Taking a holistic approach to the design, construction and operation of buildings

Taking a holistic approach to the design, construction and operation of buildings

George Adams, Director of Energy and Engineering for SPIE UK, argues for holistic, whole system thinking during the design, construction and operational phases of buildings.

Whole Life systems thinking is a comprehensive approach to support sustainable solutions. Asking the right questions for opening up sustainable thinking and establishing choices is critical as we move closer to a global warming tipping point. The chances for limiting global warming to 1.5˚C have almost disappeared; limiting it to 2.0˚C is also looking unlikely and so 3˚C or more seems the most likely journey we are on. Why? Because our trends of consumption and pollution is continuing to grow:

  • Today, we consume 50% more natural resources than the Earth can replace.
  • By 2035 our GDP is likely to increase by 75%.
  • By 2035 our energy consumption is likely to grow by 30%.
  • By 2035, 80% of our energy is likely to come from fossil fuels.

However, we also need to understand the context of cities in this mix of environmental impacts:

  • Cities currently consume about 75% of the natural resources we take out of the planet, however, cities only occupy about 50% of the population.
  • The heat island effect created by cities is likely to be contributing to global warming.

The need for whole life thinking is clear; if we simply carry on our current and unsustainable behaviours, then climate change will pose a huge challenge. Yet it also presents a potential opportunity to galvanise cities and organisations into a new era of responsible decision-making. A critical part of this is how to make current urban spaces cleaner, greener, more efficient and aim towards a future of nett zero carbon balance. Why? Because cities contribute, in total, about 70% of damaging global emissions, and only 1 to 2% of our building stock is new-build each year. This creates a platform for adaption and resilience.

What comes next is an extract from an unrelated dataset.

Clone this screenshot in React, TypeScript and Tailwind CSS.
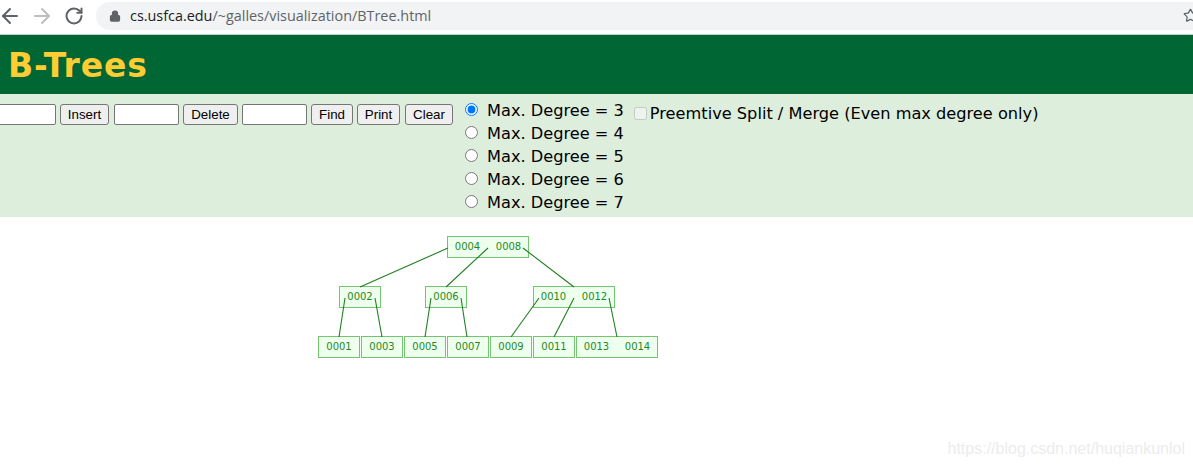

We need to take action to create urban communities capable of providing a decent existence for societies, business, housing organisations and the infrastructure that people depend upon. In the future, it is likely that 80% of the world’s growing population will live in cities; more densely populated; consuming more natural resources and creating more environmental damage.

Encouraging dynamic change
Buildings are a fundamental part of human society’s existence; clearly our whole life decision-making needs a thorough overhaul in the face of growing environmental degradation. There is potential for cities/urban areas and networks of sustainability-focused groups to work together to bring about this dynamic change.

Cities and their local authorities can be the driver for the change to whole life development. They are in the position of being a catalyst, supported by network communities of experts and contributors to the cause of creating whole life based, sustainable thinking and action.  The key issues are many and at the core is likely to be:

  • Asset value and life extension
  • Health and wellbeing
  • Efficiency and re-cycling
  • Energy and net zero carbon balance
  • Social and economic stability
  • Eliminating pollution
  • Global water and energy fairness

Adaptation and lifecycle improvement of our buildings requires collaboration at all levels and local authorities seem to be the best option for bringing together the skills, knowledge and vision of what needs to be done.

Our decision-making and the systems we create must be environmentally beneficial, socially sustainable and interoperable to create connected neighbourhoods that can develop a local, national and even global drive towards change for integrated whole life economics, and environmental protection. That is whole life thinking.